(EXERCISE INPUT)

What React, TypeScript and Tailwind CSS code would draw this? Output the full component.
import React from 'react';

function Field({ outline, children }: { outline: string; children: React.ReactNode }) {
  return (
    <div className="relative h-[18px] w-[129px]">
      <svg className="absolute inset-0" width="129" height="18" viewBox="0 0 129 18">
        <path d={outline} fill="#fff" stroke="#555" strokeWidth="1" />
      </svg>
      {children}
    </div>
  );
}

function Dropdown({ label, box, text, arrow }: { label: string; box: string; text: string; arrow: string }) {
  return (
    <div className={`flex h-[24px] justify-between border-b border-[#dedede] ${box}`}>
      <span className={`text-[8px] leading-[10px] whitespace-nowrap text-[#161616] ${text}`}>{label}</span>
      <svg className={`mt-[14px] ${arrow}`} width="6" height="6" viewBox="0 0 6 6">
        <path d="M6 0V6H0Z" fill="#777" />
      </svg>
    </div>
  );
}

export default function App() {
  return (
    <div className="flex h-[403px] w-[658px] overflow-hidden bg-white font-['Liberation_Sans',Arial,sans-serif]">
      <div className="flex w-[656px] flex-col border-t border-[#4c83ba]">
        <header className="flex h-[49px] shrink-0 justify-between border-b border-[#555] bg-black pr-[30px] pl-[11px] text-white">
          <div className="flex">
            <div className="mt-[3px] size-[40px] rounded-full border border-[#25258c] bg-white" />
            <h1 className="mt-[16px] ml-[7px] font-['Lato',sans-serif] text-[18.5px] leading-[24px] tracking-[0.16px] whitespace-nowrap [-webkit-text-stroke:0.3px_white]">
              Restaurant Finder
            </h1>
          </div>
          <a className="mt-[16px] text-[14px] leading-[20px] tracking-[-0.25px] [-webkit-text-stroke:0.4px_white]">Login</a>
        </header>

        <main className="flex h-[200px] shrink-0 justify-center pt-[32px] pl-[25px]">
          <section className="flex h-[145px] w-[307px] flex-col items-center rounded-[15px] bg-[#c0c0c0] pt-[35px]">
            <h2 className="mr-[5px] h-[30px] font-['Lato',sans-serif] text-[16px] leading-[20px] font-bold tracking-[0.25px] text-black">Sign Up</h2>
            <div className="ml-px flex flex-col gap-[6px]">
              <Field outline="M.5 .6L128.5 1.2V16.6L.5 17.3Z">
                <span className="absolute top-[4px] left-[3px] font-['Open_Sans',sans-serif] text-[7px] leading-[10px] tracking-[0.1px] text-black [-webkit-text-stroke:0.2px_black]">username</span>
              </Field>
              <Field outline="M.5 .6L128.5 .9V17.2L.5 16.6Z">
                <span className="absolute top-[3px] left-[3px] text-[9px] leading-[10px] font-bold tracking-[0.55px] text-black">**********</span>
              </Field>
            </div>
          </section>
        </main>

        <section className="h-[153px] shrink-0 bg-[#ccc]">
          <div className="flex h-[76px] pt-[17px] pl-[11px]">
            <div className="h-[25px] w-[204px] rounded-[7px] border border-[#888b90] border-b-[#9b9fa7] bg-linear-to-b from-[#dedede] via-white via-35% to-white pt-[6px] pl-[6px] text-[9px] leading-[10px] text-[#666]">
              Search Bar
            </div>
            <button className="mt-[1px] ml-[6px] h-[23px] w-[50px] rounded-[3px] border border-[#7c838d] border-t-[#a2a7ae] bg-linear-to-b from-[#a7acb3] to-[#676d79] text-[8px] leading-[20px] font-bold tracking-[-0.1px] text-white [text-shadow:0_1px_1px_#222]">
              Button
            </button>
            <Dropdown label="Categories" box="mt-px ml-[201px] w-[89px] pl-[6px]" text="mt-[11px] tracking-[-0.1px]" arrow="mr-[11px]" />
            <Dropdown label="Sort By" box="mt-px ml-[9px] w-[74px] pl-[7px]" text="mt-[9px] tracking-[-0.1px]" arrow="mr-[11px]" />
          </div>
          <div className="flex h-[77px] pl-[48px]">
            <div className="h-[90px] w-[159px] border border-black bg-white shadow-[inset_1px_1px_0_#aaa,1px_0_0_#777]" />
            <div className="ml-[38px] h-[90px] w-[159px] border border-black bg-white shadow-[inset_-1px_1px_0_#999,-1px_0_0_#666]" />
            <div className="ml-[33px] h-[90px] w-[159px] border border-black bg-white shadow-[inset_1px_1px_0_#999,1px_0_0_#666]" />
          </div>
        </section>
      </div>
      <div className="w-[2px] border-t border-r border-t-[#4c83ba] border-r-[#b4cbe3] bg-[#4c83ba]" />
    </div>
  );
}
==
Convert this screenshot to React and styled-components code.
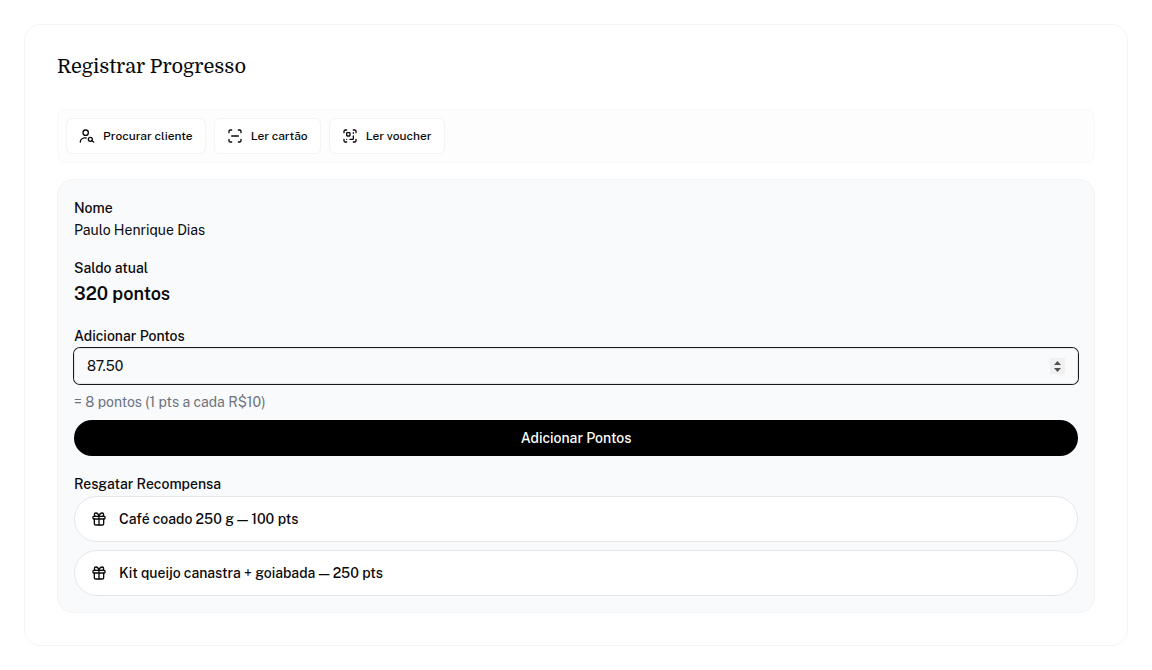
==
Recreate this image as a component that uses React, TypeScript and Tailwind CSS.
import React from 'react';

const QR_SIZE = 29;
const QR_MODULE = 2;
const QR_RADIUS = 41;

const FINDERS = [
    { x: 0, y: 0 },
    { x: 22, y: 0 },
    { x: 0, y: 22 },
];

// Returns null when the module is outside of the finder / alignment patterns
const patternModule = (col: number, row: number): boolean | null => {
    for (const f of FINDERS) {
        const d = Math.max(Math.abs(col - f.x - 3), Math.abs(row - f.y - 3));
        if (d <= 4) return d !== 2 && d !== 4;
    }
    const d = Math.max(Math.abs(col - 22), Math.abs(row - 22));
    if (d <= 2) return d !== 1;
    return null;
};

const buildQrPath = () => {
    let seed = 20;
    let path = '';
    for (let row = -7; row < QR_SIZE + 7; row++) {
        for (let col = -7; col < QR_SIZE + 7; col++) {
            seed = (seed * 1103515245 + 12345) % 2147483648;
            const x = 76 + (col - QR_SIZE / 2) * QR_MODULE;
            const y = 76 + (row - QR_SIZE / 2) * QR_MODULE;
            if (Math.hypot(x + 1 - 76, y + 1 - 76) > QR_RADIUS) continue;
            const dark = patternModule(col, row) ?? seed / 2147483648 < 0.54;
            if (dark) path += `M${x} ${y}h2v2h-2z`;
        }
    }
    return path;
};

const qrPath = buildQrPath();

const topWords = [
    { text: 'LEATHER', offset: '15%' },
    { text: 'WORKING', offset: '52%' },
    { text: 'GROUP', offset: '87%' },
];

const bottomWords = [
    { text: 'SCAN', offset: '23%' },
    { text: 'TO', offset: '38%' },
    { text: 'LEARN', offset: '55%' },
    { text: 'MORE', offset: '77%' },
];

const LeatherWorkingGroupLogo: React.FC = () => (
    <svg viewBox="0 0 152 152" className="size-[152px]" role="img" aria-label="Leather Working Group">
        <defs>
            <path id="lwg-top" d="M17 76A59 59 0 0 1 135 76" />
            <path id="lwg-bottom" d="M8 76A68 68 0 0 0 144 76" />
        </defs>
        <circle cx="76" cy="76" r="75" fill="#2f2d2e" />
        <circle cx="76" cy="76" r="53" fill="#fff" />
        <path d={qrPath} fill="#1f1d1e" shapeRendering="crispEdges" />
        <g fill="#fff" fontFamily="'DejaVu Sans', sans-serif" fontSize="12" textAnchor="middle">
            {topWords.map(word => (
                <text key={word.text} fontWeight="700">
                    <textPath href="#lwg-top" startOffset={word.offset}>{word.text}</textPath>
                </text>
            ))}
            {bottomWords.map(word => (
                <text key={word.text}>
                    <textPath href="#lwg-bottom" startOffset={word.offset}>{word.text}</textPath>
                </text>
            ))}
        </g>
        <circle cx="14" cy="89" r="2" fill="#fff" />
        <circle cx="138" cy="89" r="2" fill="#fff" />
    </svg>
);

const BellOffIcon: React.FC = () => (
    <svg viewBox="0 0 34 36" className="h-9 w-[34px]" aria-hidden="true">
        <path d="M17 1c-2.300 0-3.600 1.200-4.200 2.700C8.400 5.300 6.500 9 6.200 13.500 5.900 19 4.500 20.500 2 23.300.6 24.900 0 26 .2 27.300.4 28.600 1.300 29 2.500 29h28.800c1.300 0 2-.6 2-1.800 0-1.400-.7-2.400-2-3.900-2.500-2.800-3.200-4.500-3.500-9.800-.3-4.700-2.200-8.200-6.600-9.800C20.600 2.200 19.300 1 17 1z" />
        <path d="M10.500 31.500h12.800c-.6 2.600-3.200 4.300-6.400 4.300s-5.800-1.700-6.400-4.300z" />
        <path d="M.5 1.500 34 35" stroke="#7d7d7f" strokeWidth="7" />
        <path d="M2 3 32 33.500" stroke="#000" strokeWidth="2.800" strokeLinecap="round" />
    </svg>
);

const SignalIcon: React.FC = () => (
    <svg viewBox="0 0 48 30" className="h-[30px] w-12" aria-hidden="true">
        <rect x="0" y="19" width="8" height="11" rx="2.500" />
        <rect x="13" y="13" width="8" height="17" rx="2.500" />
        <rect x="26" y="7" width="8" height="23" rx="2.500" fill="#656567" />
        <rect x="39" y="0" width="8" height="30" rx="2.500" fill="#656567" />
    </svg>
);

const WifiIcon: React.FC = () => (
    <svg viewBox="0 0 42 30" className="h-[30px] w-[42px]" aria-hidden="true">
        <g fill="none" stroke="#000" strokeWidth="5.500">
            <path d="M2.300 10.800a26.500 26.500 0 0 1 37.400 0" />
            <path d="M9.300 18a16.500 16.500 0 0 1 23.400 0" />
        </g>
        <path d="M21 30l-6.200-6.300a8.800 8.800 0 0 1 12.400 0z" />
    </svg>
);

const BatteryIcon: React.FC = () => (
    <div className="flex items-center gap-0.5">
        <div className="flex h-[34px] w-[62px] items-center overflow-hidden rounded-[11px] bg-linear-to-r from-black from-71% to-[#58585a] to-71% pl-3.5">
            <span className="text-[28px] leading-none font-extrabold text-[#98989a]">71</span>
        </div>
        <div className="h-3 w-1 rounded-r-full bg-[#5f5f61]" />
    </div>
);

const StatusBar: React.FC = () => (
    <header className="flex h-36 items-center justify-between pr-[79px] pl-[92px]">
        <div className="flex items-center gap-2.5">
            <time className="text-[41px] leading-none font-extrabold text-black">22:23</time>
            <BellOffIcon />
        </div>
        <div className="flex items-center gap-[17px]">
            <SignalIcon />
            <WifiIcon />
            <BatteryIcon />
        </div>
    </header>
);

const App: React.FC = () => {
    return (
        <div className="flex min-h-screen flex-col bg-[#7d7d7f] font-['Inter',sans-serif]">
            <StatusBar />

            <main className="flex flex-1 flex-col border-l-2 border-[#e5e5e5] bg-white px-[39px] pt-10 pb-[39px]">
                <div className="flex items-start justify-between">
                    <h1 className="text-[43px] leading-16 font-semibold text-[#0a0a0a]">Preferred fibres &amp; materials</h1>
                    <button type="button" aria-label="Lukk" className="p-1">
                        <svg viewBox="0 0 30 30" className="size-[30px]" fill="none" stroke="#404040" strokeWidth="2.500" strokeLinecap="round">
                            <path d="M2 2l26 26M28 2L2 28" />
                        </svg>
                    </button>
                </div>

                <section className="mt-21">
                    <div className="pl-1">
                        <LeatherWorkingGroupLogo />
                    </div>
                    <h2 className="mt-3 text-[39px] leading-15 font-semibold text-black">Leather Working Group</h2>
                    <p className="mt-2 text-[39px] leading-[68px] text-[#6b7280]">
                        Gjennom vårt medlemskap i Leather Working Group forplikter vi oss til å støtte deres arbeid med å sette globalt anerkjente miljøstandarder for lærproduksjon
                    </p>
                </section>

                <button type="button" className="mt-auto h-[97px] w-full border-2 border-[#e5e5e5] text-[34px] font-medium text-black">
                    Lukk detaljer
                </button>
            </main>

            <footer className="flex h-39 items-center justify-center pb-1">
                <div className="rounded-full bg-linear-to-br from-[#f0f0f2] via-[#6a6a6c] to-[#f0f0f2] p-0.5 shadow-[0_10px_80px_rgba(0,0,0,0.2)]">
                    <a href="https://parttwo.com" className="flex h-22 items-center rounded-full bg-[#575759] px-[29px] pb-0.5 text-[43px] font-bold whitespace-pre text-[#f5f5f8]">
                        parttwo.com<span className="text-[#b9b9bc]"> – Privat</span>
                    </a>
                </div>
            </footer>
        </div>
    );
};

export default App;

(GIVEN PROBLEM)
Review the material and copy each line in which the word "this" appears.

(IN RESPONSE)
What React, TypeScript and Tailwind CSS code would draw this? Output the full component.
Convert this screenshot to React and styled-components code.
Recreate this image as a component that uses React, TypeScript and Tailwind CSS.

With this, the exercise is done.